In your art you use many objects such as cars, tires and you mix them with pre-Hispanic symbology and art, could we consider this as some kind of protest against the neocolonial process that is still taking place in Latin America?
With tires I worked a lot with the idea of recovering the memory of what has been run over. I engrave on tires iconography of cultures, of moments, of architecture that has been run over by modernity and by colonialist processes.
Is it a protest?
It is a questioning and it is also giving asylum, symbolically, to the image of what has been denied, what has been silenced or omitted and what has been erased.
You value manual labor close to the work of an artisan.
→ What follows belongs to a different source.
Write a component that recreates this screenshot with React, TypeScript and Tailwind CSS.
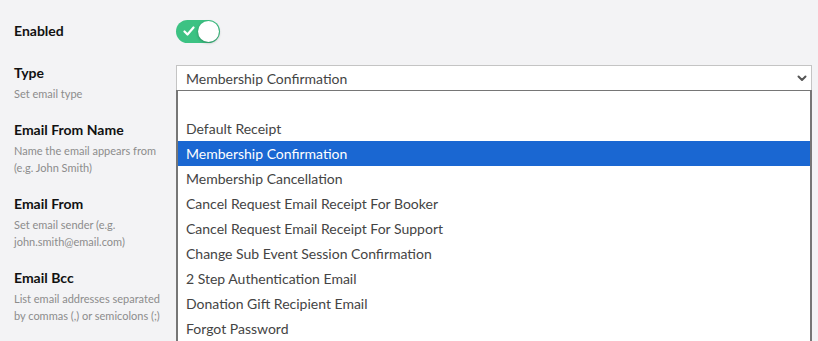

What is your relationship with Mexican artisans?
I consider that they are the most important intangible heritage we have in Mexico, I admire them and I always learn a lot from them. I am lucky to work with some great craftsmen for more than 15 years and it is a relationship in which I am very interested in dignifying what they do and also, on the other hand, insisting that craftsmanship also exists in art itself, that there is no difference. It is a form of rejection of speed as a category that for me is overvalued in the contemporary world.